Replied to Gen. Halleck, “I did not say 30,000 troops at Shelbyville, but at Abbeville, which is south of Holly Springs, on the road to Grenada. I made a report of all I knew of the capture of the train, and sent by way of Columbus, Ky. I have kept all my cavalry force on the road from here to Germantown most of the time since my arrival in Memphis. The balance the southeast of the line from here.
“I heed as little of the floating rumors about the city as any one. I only gave you the statement of a man from Okolona, who has fled from there with no intention of returning until he can go under the Federal flag. I do not credit his report as to east numbers, but believe the Tallahatchie Bridge is being repaired, and that a considerable force is at Abbeville. I know, not from rumor, that M. Jeff. Thompson and Jackson are both to the southeast of us. I have added for the Eleventh Illinois Cavalry, now at Corinth, that I might do effectually what you now ask why I have not done.
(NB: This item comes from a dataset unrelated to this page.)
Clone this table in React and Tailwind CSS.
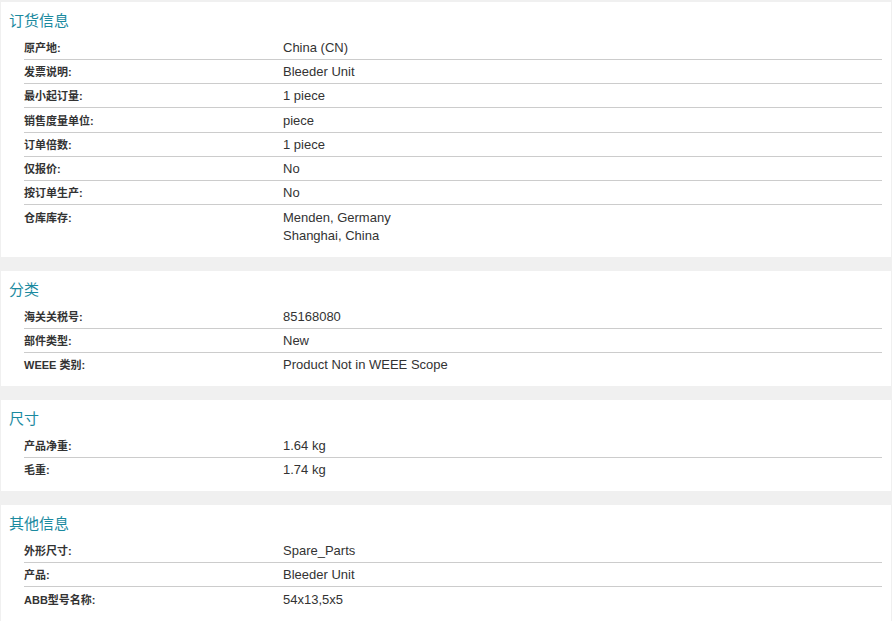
const sections = [
  {
    title: '订货信息',
    rows: [
      ['原产地:', ['China (CN)']],
      ['发票说明:', ['Bleeder Unit']],
      ['最小起订量:', ['1 piece']],
      ['销售度量单位:', ['piece']],
      ['订单倍数:', ['1 piece']],
      ['仅报价:', ['No']],
      ['按订单生产:', ['No']],
      ['仓库库存:', ['Menden, Germany', 'Shanghai, China']],
    ],
  },
  {
    title: '分类',
    rows: [
      ['海关关税号:', ['85168080']],
      ['部件类型:', ['New']],
      ['WEEE 类别:', ['Product Not in WEEE Scope']],
    ],
  },
  {
    title: '尺寸',
    rows: [
      ['产品净重:', ['1.64 kg']],
      ['毛重:', ['1.74 kg']],
    ],
  },
  {
    title: '其他信息',
    rows: [
      ['外形尺寸:', ['Spare_Parts']],
      ['产品:', ['Bleeder Unit']],
      ['ABB型号名称:', ['54x13,5x5']],
    ],
  },
];

const Section = ({ title, rows }) => (
  <div className="bg-white mb-[14px] pb-[10px]">
    <h2 className="pt-[9px] pb-[4.4px] pl-[8px] text-[15px] leading-[20px] font-normal text-[#1b8a9f]">
      {title}
    </h2>
    <div className="ml-[23px] mr-[9px]">
      {rows.map(([label, values], i) => (
        <div
          key={i}
          className={`flex pt-[3.4px] pb-[1.4px] ${i > 0 ? 'border-t border-[#cccccc]' : ''}`}
        >
          <div className="w-[259px] shrink-0 text-[11px] leading-[18.5px] font-bold text-[#333333]">
            {label}
          </div>
          <div className="text-[13px] leading-[18.5px] text-[#333333]">
            {values.map((v, j) => (
              <div key={j}>{v}</div>
            ))}
          </div>
        </div>
      ))}
    </div>
  </div>
);

export default function App() {
  return (
    <div
      className="min-h-[621px] bg-[#f0f0f0] pt-[2px] px-[1px] overflow-hidden"
      style={{ fontFamily: '"Liberation Sans", Arial, "Noto Sans CJK SC", sans-serif' }}
    >
      {sections.map((s, i) => (
        <Section key={i} {...s} />
      ))}
    </div>
  );
}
“Stampeding is not my weakness. On the contrary, I will always execute any order to the best of my ability with the means at hand. Immediately on taking command here I ordered troops from my command at Jackson and Bolivar, where they could be spared, that I might have the force to guard effectually the road from here to where guarded by General Sherman. Your orders have countermanded mine. It will be very difficult, however, to prevent the occasional taking up of a rail or cutting of a wire, as troops of my command passed the scene of the late catastrophe before it occurred and after, on the same day. I do not see that there has been move culpable neglect than was shown by Beauregard in permitting the road from Corinth to Bethel to be cut by my forces on the road south of him, by Colonel Elliott. As all the dispositions of the forces of the Army of the Tennessee have been made without my orders, and in most cases is expressly placed under the control of General McPherson, who had his agent here, and as I have never been directed to place any troops on the road, certainly no blame can attach to me.”